[INFORMATION PROVIDED]
BEGIN

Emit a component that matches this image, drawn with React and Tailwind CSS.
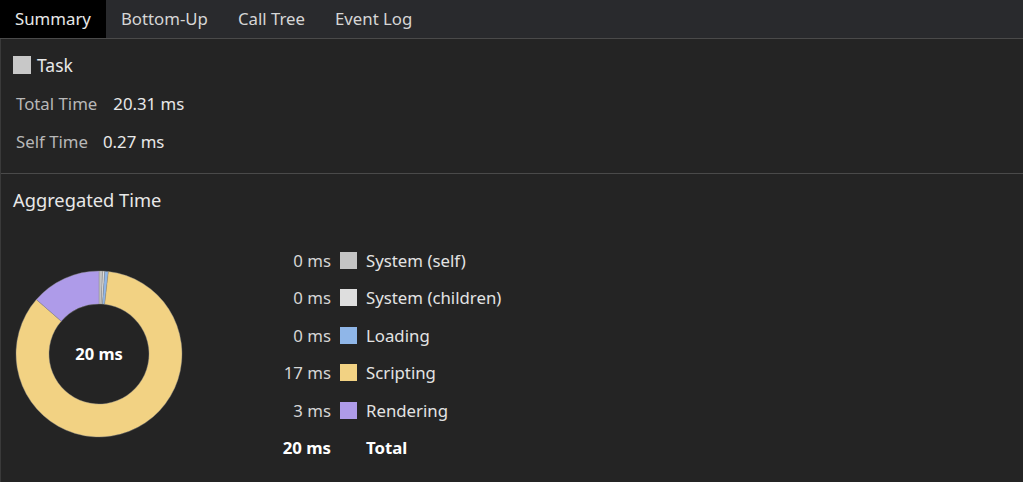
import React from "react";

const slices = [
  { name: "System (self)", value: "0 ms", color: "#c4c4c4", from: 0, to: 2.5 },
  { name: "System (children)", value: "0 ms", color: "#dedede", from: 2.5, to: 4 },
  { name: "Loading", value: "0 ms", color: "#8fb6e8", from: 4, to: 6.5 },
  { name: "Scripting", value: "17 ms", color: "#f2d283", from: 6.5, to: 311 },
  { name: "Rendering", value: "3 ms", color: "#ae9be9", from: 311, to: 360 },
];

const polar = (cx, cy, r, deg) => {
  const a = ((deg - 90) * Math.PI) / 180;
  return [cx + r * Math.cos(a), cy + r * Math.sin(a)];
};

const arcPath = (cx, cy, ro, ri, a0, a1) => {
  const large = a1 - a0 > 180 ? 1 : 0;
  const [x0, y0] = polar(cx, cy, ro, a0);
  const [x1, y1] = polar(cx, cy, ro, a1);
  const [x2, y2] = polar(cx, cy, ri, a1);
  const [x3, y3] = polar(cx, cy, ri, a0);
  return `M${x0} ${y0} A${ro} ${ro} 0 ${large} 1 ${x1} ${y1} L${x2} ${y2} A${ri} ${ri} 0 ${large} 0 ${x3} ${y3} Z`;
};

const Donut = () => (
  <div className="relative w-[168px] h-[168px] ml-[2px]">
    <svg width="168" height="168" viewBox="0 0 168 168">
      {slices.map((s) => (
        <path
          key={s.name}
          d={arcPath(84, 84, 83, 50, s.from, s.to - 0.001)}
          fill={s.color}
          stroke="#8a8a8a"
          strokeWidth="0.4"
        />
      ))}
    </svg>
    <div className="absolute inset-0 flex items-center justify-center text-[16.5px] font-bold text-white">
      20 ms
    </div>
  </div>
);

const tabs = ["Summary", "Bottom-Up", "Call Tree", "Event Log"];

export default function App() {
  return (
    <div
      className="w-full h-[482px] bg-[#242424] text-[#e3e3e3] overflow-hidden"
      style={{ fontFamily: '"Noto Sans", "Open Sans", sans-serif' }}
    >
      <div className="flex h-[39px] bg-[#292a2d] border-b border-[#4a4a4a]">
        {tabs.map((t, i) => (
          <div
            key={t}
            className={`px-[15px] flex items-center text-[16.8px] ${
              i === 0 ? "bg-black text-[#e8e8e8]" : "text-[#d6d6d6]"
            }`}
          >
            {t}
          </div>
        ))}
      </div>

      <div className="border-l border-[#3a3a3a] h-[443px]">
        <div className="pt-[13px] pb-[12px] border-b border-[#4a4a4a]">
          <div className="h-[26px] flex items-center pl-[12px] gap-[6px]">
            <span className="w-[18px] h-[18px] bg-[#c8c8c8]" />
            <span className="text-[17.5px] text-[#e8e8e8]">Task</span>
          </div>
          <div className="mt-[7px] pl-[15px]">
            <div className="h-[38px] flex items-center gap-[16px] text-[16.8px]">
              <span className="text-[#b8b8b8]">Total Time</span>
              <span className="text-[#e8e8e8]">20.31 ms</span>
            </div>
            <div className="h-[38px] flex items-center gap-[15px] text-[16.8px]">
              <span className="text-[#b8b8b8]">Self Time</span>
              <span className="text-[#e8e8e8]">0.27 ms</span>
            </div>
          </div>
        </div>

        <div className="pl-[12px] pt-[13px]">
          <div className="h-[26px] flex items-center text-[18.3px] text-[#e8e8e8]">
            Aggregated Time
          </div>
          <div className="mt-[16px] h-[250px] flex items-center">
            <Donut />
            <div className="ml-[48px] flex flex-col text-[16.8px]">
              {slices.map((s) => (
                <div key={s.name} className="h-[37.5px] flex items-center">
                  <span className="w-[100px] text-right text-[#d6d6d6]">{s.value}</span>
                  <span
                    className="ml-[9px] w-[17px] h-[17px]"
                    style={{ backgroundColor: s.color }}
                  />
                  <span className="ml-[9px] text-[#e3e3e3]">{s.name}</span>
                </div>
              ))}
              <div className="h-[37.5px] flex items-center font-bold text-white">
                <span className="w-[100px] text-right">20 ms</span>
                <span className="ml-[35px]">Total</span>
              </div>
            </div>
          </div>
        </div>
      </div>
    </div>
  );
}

END

[PROBLEM STATEMENT]
Give back the whole listing as it stands, minus its pictures.

[SOLVED EXERCISE]
Emit a component that matches this image, drawn with React and Tailwind CSS.
import React from "react";

const slices = [
  { name: "System (self)", value: "0 ms", color: "#c4c4c4", from: 0, to: 2.5 },
  { name: "System (children)", value: "0 ms", color: "#dedede", from: 2.5, to: 4 },
  { name: "Loading", value: "0 ms", color: "#8fb6e8", from: 4, to: 6.5 },
  { name: "Scripting", value: "17 ms", color: "#f2d283", from: 6.5, to: 311 },
  { name: "Rendering", value: "3 ms", color: "#ae9be9", from: 311, to: 360 },
];

const polar = (cx, cy, r, deg) => {
  const a = ((deg - 90) * Math.PI) / 180;
  return [cx + r * Math.cos(a), cy + r * Math.sin(a)];
};

const arcPath = (cx, cy, ro, ri, a0, a1) => {
  const large = a1 - a0 > 180 ? 1 : 0;
  const [x0, y0] = polar(cx, cy, ro, a0);
  const [x1, y1] = polar(cx, cy, ro, a1);
  const [x2, y2] = polar(cx, cy, ri, a1);
  const [x3, y3] = polar(cx, cy, ri, a0);
  return `M${x0} ${y0} A${ro} ${ro} 0 ${large} 1 ${x1} ${y1} L${x2} ${y2} A${ri} ${ri} 0 ${large} 0 ${x3} ${y3} Z`;
};

const Donut = () => (
  <div className="relative w-[168px] h-[168px] ml-[2px]">
    <svg width="168" height="168" viewBox="0 0 168 168">
      {slices.map((s) => (
        <path
          key={s.name}
          d={arcPath(84, 84, 83, 50, s.from, s.to - 0.001)}
          fill={s.color}
          stroke="#8a8a8a"
          strokeWidth="0.4"
        />
      ))}
    </svg>
    <div className="absolute inset-0 flex items-center justify-center text-[16.5px] font-bold text-white">
      20 ms
    </div>
  </div>
);

const tabs = ["Summary", "Bottom-Up", "Call Tree", "Event Log"];

export default function App() {
  return (
    <div
      className="w-full h-[482px] bg-[#242424] text-[#e3e3e3] overflow-hidden"
      style={{ fontFamily: '"Noto Sans", "Open Sans", sans-serif' }}
    >
      <div className="flex h-[39px] bg-[#292a2d] border-b border-[#4a4a4a]">
        {tabs.map((t, i) => (
          <div
            key={t}
            className={`px-[15px] flex items-center text-[16.8px] ${
              i === 0 ? "bg-black text-[#e8e8e8]" : "text-[#d6d6d6]"
            }`}
          >
            {t}
          </div>
        ))}
      </div>

      <div className="border-l border-[#3a3a3a] h-[443px]">
        <div className="pt-[13px] pb-[12px] border-b border-[#4a4a4a]">
          <div className="h-[26px] flex items-center pl-[12px] gap-[6px]">
            <span className="w-[18px] h-[18px] bg-[#c8c8c8]" />
            <span className="text-[17.5px] text-[#e8e8e8]">Task</span>
          </div>
          <div className="mt-[7px] pl-[15px]">
            <div className="h-[38px] flex items-center gap-[16px] text-[16.8px]">
              <span className="text-[#b8b8b8]">Total Time</span>
              <span className="text-[#e8e8e8]">20.31 ms</span>
            </div>
            <div className="h-[38px] flex items-center gap-[15px] text-[16.8px]">
              <span className="text-[#b8b8b8]">Self Time</span>
              <span className="text-[#e8e8e8]">0.27 ms</span>
            </div>
          </div>
        </div>

        <div className="pl-[12px] pt-[13px]">
          <div className="h-[26px] flex items-center text-[18.3px] text-[#e8e8e8]">
            Aggregated Time
          </div>
          <div className="mt-[16px] h-[250px] flex items-center">
            <Donut />
            <div className="ml-[48px] flex flex-col text-[16.8px]">
              {slices.map((s) => (
                <div key={s.name} className="h-[37.5px] flex items-center">
                  <span className="w-[100px] text-right text-[#d6d6d6]">{s.value}</span>
                  <span
                    className="ml-[9px] w-[17px] h-[17px]"
                    style={{ backgroundColor: s.color }}
                  />
                  <span className="ml-[9px] text-[#e3e3e3]">{s.name}</span>
                </div>
              ))}
              <div className="h-[37.5px] flex items-center font-bold text-white">
                <span className="w-[100px] text-right">20 ms</span>
                <span className="ml-[35px]">Total</span>
              </div>
            </div>
          </div>
        </div>
      </div>
    </div>
  );
}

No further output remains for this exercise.